My grandparents’ house was full of games. As children, my sister and I were started out on The Scooby-Doo board game and as we grew in mental capacity, we graduated to more difficult and challenging games—ones that I assume even the adults enjoyed playing. And as a reward for exhibiting a certain level of aptitude in the more difficult games, my grandmother ceased the practice of ‘letting us win’ and actually tried to beat my sister and me. The games, in their musty cardboard boxes, were stacked in the spare bedroom on a shelf. You could tell which ones had been played most often, as they would be on the top of the stack and therefore the easiest to get down.

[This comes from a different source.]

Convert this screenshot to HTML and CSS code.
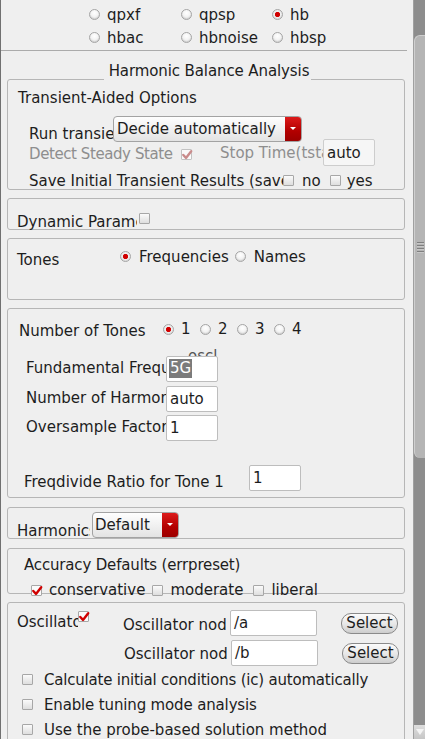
FILE: index.html
```html
<!DOCTYPE html>
<html>
<head>
<meta charset="utf-8">
<link rel="stylesheet" href="styles.css">
</head>
<body>
<div class="window">
  <div class="content">
    <div class="analyses">
      <div class="opt"><span class="radio"></span><span>qpss</span></div>
      <div class="opt"><span class="radio"></span><span>qpac</span></div>
      <div class="opt"><span class="radio"></span><span>qpnoise</span></div>
      <div class="opt"><span class="radio"></span><span>qpxf</span></div>
      <div class="opt"><span class="radio"></span><span>qpsp</span></div>
      <div class="opt"><span class="radio on"></span><span>hb</span></div>
      <div class="opt"><span class="radio"></span><span>hbac</span></div>
      <div class="opt"><span class="radio"></span><span>hbnoise</span></div>
      <div class="opt"><span class="radio"></span><span>hbsp</span></div>
    </div>
    <div class="sep"></div>
    <div class="hb-title"><span>Harmonic Balance Analysis</span></div>

    <div class="box box-trans">
      <div class="box-head">Transient-Aided Options</div>
      <div class="row row-run">
        <span class="lbl clip w-run">Run transient</span>
        <div class="combo combo-run"><span class="combo-text">Decide automatically</span><span class="combo-arrow"><span class="tri"></span></span></div>
      </div>
      <div class="row row-detect">
        <span class="lbl clip dis w-detect">Detect Steady State</span>
        <span class="check on dis"><svg viewBox="0 0 12 12" width="12" height="12"><path d="M2.3 6 L5 8.9 L10.2 2.2" /></svg></span>
        <span class="lbl clip dis w-stop">Stop Time(tstab)</span>
        <div class="field field-auto">auto</div>
      </div>
      <div class="row row-save">
        <span class="lbl clip w-save">Save Initial Transient Results (saveinit)</span>
        <span class="check"></span><span class="chk-text">no</span>
        <span class="check chk-yes"></span><span class="chk-text">yes</span>
      </div>
    </div>

    <div class="box box-dyn">
      <div class="row row-dyn">
        <span class="lbl clip w-dyn">Dynamic Parameter</span>
        <span class="check"></span>
      </div>
    </div>

    <div class="box box-tones">
      <div class="row row-tones">
        <span class="lbl w-tones">Tones</span>
        <div class="opt"><span class="radio on"></span><span>Frequencies</span></div>
        <div class="opt opt-names"><span class="radio"></span><span>Names</span></div>
      </div>
    </div>

    <div class="box box-num">
      <div class="row row-num">
        <span class="lbl w-num">Number of Tones</span>
        <div class="num-opts">
          <div class="opt opt-num"><span class="radio on"></span><span>1</span></div>
          <div class="opt opt-num"><span class="radio"></span><span>2</span></div>
          <div class="opt opt-num"><span class="radio"></span><span>3</span></div>
          <div class="opt opt-num"><span class="radio"></span><span>4</span></div>
        </div>
      </div>
      <div class="oscl">oscl</div>
      <div class="row row-field row-fund">
        <span class="lbl clip w-field">Fundamental Frequency</span>
        <div class="field"><span class="sel">5G</span></div>
      </div>
      <div class="row row-field row-harm">
        <span class="lbl clip w-field">Number of Harmonics</span>
        <div class="field">auto</div>
      </div>
      <div class="row row-field row-over">
        <span class="lbl clip w-field">Oversample Factor</span>
        <div class="field">1</div>
      </div>
      <div class="row row-field row-div">
        <span class="lbl w-div">Freqdivide Ratio for Tone 1</span>
        <div class="field">1</div>
      </div>
    </div>

    <div class="box box-harm">
      <div class="row row-harmsel">
        <span class="lbl clip w-harm">Harmonics</span>
        <div class="combo combo-def"><span class="combo-text">Default</span><span class="combo-arrow"><span class="tri"></span></span></div>
      </div>
    </div>

    <div class="box box-acc">
      <div class="box-head acc-head">Accuracy Defaults (errpreset)</div>
      <div class="row row-acc">
        <span class="check on"><svg viewBox="0 0 12 12" width="12" height="12"><path d="M2.3 6 L5 8.9 L10.2 2.2" /></svg></span><span class="chk-text t-cons">conservative</span>
        <span class="check"></span><span class="chk-text t-mod">moderate</span>
        <span class="check"></span><span class="chk-text">liberal</span>
      </div>
    </div>

    <div class="box box-osc">
      <div class="row row-osc row-osc-a">
        <span class="lbl clip w-osc">Oscillator</span>
        <span class="check on osc-check"><svg viewBox="0 0 12 12" width="12" height="12"><path d="M2.3 6 L5 8.9 L10.2 2.2" /></svg></span>
        <span class="lbl clip w-node node-a">Oscillator node</span>
        <div class="field field-node">/a</div>
        <div class="btn">Select</div>
      </div>
      <div class="row row-osc row-osc-b">
        <span class="lbl clip w-node node-b">Oscillator node</span>
        <div class="field field-node">/b</div>
        <div class="btn">Select</div>
      </div>
      <div class="checklist">
        <div class="chk-line t-calc"><span class="check"></span><span>Calculate initial conditions (ic) automatically</span></div>
        <div class="chk-line t-tune"><span class="check"></span><span>Enable tuning mode analysis</span></div>
        <div class="chk-line"><span class="check"></span><span>Use the probe-based solution method</span></div>
      </div>
    </div>
  </div>

  <div class="scrollbar">
    <div class="sb-top"></div>
    <div class="sb-thumb">
      <div class="grip"><span></span><span></span><span></span><span></span></div>
    </div>
    <div class="sb-fill"></div>
    <div class="sb-arrow"><span class="sb-tri"></span></div>
  </div>
</div>
</body>
</html>
```

FILE: styles.css
```css
html, body {
  margin: 0;
  padding: 0;
  background: #efefef;
}
body {
  font-family: "DejaVu Sans", sans-serif;
  font-size: 15px;
  line-height: 18px;
  color: #1d1d1d;
}
.window {
  display: flex;
  width: 425px;
  height: 739px;
  overflow: hidden;
}
.content {
  width: 412px;
  flex: none;
  border-left: 1px solid #707070;
  overflow: hidden;
}

/* radio / check */
.opt {
  display: flex;
  align-items: flex-start;
  height: 18px;
  white-space: nowrap;
}
.radio {
  flex: none;
  box-sizing: border-box;
  width: 11px;
  height: 11px;
  margin-top: 3px;
  margin-right: 7px;
  border-radius: 50%;
  border: 1px solid #a5a5a5;
  background: radial-gradient(circle at 50% 35%, #ffffff 0%, #f4f4f4 45%, #d6d6d6 100%);
  box-shadow: inset 0 -1px 1px rgba(0,0,0,0.08);
}
.radio.on {
  background: radial-gradient(circle at 50% 50%, #c80000 0, #d40000 2.2px, #f0f0f0 3px, #e2e2e2 100%);
}
.check {
  flex: none;
  box-sizing: border-box;
  width: 11px;
  height: 11px;
  border: 1px solid #a7a7a7;
  border-radius: 1px;
  background: linear-gradient(#fbfbfb, #dedede);
}
.check svg {
  display: block;
  margin: -1px 0 0 -1px;
  fill: none;
  stroke: #d00000;
  stroke-width: 2.4;
  stroke-linecap: round;
  stroke-linejoin: round;
  overflow: visible;
}
.check.on {
  background: #fafafa;
}
.check.dis {
  border-color: #c2c2c2;
}
.check.dis svg {
  stroke: #c98b8b;
}

.lbl {
  flex: none;
  white-space: nowrap;
}
.clip {
  overflow: hidden;
}
.dis {
  color: #8e8e8e;
}

/* top analyses */
.analyses {
  display: grid;
  grid-template-columns: 92px 91px 1fr;
  grid-template-rows: 23px 23px 21px;
  margin-top: -17px;
  padding-left: 88px;
  height: 67px;
  box-sizing: border-box;
}
.sep {
  height: 1px;
  background: #ababab;
  margin-right: 6px;
}
.hb-title {
  margin: 11px 8px 0 9px;
  height: 18px;
  text-align: center;
  letter-spacing: -0.1px;
}
.hb-title span {
  background: #efefef;
  padding: 0 2px 0 5px;
}

/* boxes */
.box {
  box-sizing: border-box;
  border: 1px solid #b6b6b6;
  border-radius: 3px;
  margin: 8px 8px 0 6px;
}
.row {
  display: flex;
  align-items: flex-start;
}
.box-trans {
  height: 111px;
  margin-top: -1px;
}
.box-head {
  margin: 9px 0 0 10px;
}
.row-run {
  height: 26px;
  margin-top: 9px;
  padding-left: 21px;
}
.w-run {
  width: 84px;
  margin-top: 9px;
}
.combo {
  box-sizing: border-box;
  display: flex;
  height: 26px;
  border: 1px solid #a3a3a3;
  border-radius: 4px;
  background: linear-gradient(#fefefe, #f1f1f1 50%, #e3e3e3);
  overflow: hidden;
}
.combo-text {
  flex: 1;
  padding: 3px 0 0 3px;
  white-space: nowrap;
}
.combo-arrow {
  flex: none;
  width: 16px;
  display: flex;
  align-items: center;
  justify-content: center;
  background: linear-gradient(#dc1a1a, #b20000 60%, #9c0000);
}
.tri {
  width: 0;
  height: 0;
  border-left: 3px solid transparent;
  border-right: 3px solid transparent;
  border-top: 3px solid #ffffff;
  margin-top: -1px;
}
.combo-run {
  width: 189px;
}
.row-detect {
  height: 27px;
  margin-top: -3px;
  padding-left: 21px;
}
.w-detect {
  width: 152px;
  margin-top: 6px;
  letter-spacing: -0.42px;
}
.row-detect .check {
  margin-top: 10px;
}
.w-stop {
  width: 103px;
  margin: 5px 0 0 28px;
}
.field {
  box-sizing: border-box;
  flex: none;
  width: 52px;
  height: 26px;
  border: 1px solid #bdbdbd;
  border-radius: 2px;
  background: #ffffff;
  padding: 3px 0 0 3px;
  white-space: nowrap;
}
.field-auto {
  height: 27px;
  background: #f6f6f6;
  border-color: #cdcdcd;
  padding-top: 4px;
}
.row-save {
  height: 18px;
  margin-top: 6px;
  padding-left: 21px;
}
.w-save {
  width: 254px;
}
.row-save .check {
  margin-top: 3px;
}
.chk-text {
  margin-left: 7px;
  white-space: nowrap;
}
.row-save .chk-text {
  margin-left: 8px;
}
.row-save .chk-yes {
  margin-left: 9px;
}
.row-save .chk-yes + .chk-text {
  margin-left: 6px;
}

.box-dyn {
  height: 32px;
}
.row-dyn {
  padding: 14px 0 0 9px;
}
.w-dyn {
  width: 120px;
  margin-right: 2px;
}

.box-tones {
  height: 62px;
}
.row-tones {
  padding: 9px 0 0 9px;
}
.w-tones {
  width: 103px;
  margin-top: 3px;
}
.opt-names {
  margin-left: 6px;
}
.row-tones .radio {
  margin-right: 8px;
}

.box-num {
  height: 190px;
}
.row-num {
  padding: 13px 0 0 11px;
}
.w-num {
  width: 144px;
}
.num-opts {
  display: flex;
  margin-top: -2px;
}
.opt-num {
  width: 37px;
}
.opt-num .radio {
  margin-top: 4px;
}
.oscl {
  margin: 7px 0 0 180px;
  color: #555555;
  height: 18px;
}
.row-field {
  height: 26px;
  padding-left: 18px;
}
.row-fund {
  margin-top: -9px;
}
.row-harm {
  margin-top: 4px;
}
.row-over {
  margin-top: 3px;
}
.row-div {
  margin-top: 24px;
  padding-left: 16px;
}
.w-field {
  width: 140px;
  margin-top: 3px;
}
.w-div {
  width: 225px;
  margin-top: 8px;
}
.sel {
  display: inline-block;
  height: 19px;
  line-height: 19px;
  background: #7b7b7b;
  color: #ffffff;
  padding: 0 1px;
  margin: -1px 0 0 -1px;
  vertical-align: top;
}

.box-harm {
  height: 32px;
  margin-top: 9px;
}
.row-harmsel {
  padding: 4px 0 0 9px;
}
.w-harm {
  width: 73px;
  margin: 10px 2px 0 0;
}
.combo-def {
  width: 87px;
}
.combo-def .combo-text {
  padding-left: 2px;
}

.box-acc {
  height: 46px;
  margin-top: 9px;
}
.acc-head {
  margin: 7px 0 0 16px;
  letter-spacing: -0.17px;
}
.row-acc {
  margin-top: 7px;
  padding-left: 23px;
  height: 18px;
}
.row-acc .check {
  margin-top: 4px;
}
.row-acc .t-mod {
  margin-right: 10px;
}
.row-acc .t-cons {
  margin-right: 7px;
}

.box-osc {
  height: 160px;
}
.row-osc {
  height: 26px;
}
.row-osc-a {
  margin-top: 7px;
  padding-left: 9px;
}
.row-osc-b {
  margin-top: 4px;
  padding-left: 116px;
}
.w-osc {
  width: 61px;
  margin-top: 3px;
}
.osc-check {
  margin-top: 1px;
}
.w-node {
  width: 103px;
  margin-right: 4px;
}
.node-a {
  margin: 6px 4px 0 34px;
}
.node-b {
  margin-top: 5px;
}
.field-node {
  width: 87px;
}
.btn {
  box-sizing: border-box;
  flex: none;
  width: 57px;
  height: 21px;
  margin: 3px 0 0 24px;
  border: 1px solid #8a8a8a;
  border-radius: 10px;
  background: linear-gradient(#fbfbfb, #e6e6e6 55%, #cdcdcd);
  text-align: center;
  line-height: 19px;
}
.checklist {
  margin-top: 5px;
  padding-left: 14px;
}
.chk-line {
  display: flex;
  align-items: flex-start;
  height: 25px;
  white-space: nowrap;
}
.chk-line .check {
  margin: 3px 11px 0 0;
}
.t-calc {
  letter-spacing: -0.21px;
}
.t-tune {
  letter-spacing: -0.15px;
}

/* scrollbar */
.scrollbar {
  flex: none;
  width: 12px;
  box-sizing: border-box;
  border-left: 1px solid #a0a0a0;
  background: #8d8d8d;
  display: flex;
  flex-direction: column;
}
.sb-top {
  height: 35px;
  flex: none;
}
.sb-thumb {
  flex: none;
  height: 423px;
  box-sizing: border-box;
  background: #b5b5b5;
  border-left: 1px solid #cfcfcf;
  border-top: 1px solid #cfcfcf;
  border-radius: 6px 0 0 6px;
  display: flex;
  align-items: center;
  justify-content: flex-end;
}
.grip {
  display: flex;
  flex-direction: column;
  gap: 1px;
  margin-right: 1px;
}
.grip span {
  display: block;
  width: 7px;
  height: 1px;
  background: #7f7f7f;
  border-bottom: 1px solid #c8c8c8;
}
.sb-fill {
  flex: 1;
}
.sb-arrow {
  flex: none;
  height: 14px;
  background: linear-gradient(#dedede, #c6c6c6);
  display: flex;
  align-items: center;
  justify-content: center;
}
.sb-tri {
  width: 0;
  height: 0;
  border-left: 4px solid transparent;
  border-right: 4px solid transparent;
  border-top: 6px solid #f4f4f4;
}
```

Meals in the kitchen were cramped, with all of us fitting around a table that during the week was set for only two. My grandfather would eat peas with his knife and root beer was on tap. Standing in that room as a grown man, I couldn’t believe we all fit.

She had left her cooking pots—her famously polished copper-bottomed cooking pots—hanging in a row like wrenches in a finely-organized tool shed. The copper bottoms were tarnished now, though not from lack of care. They were old, that’s all. They’d been held over the flame for decades.

I went from tiny room to tinier room, looking through drawers and closets, searching for potential family heirlooms and artifacts from lives lived. Over the past few months I had taken into my care a few such objects: my grandfather’s paratrooper training jacket; an old German Bible; photographs and military service records. When you search for such things, you realize how rare they are.

In the hallway next to the bathroom I saw an unfaded rectangular shape where the picture of Jesus praying in Gethsemane had hung for at least my entire life. As a child, I probably would have ignored it altogether had it not been for the electrical cord and plug emerging from behind the frame that, when switched on, lit a shaft of moonlight, illuminating the face of Christ in agony and loneliness. I remember reading the passage in Luke and straining my eyes to see if there was blood on his brow.

The garage was the last place I looked. It smelled the same as it always had—like wood. I expected a mess of spider webs and heaps of old junk, but instead I found Geppetto’s quiet and still shop—dusty, but not entirely neglected. Opening the back door to the path that led to the garage broke the silence of the hot July afternoon. A bird house hung from the back porch overhang, alive with buzzing—the comings and goings of an air force of wasps.

“I have no tolerance for wasps. Bees, on the other hand, get my approval,” I said aloud. Only now, as I write this, do I think it strange to have said something like that with no one else around.
I carried three things with me out of the dim mouth of my grandparents’ garage. One of them was an aerosol can of wasp killer. Along the side of the garage was a bed with half a dozen hydrangea plants suffering under the summer heat. They looked hurt, with their leaves recoiled and turned in so that I could see their boney stalks. I put the can of wasp killer down and found the spigot and hose on the side of the house. I stood with the sun on my shoulders and not a hint of a breeze on the air in mid-July and watered my grandmother’s hydrangeas.

The gravel crackled and crunched as I backed down the driveway and I knew I would never be back there. I had spent several hours digging through the garage and come out with a pair of binoculars around my neck and a miniature vase that I thought my wife might like. As I pulled into the street I looked back and saw the aerosol can, the wasp killer, lying on its side in the driveway where it had been knocked over through my efforts with the hose. I never used it. The wasps could have their birdhouse.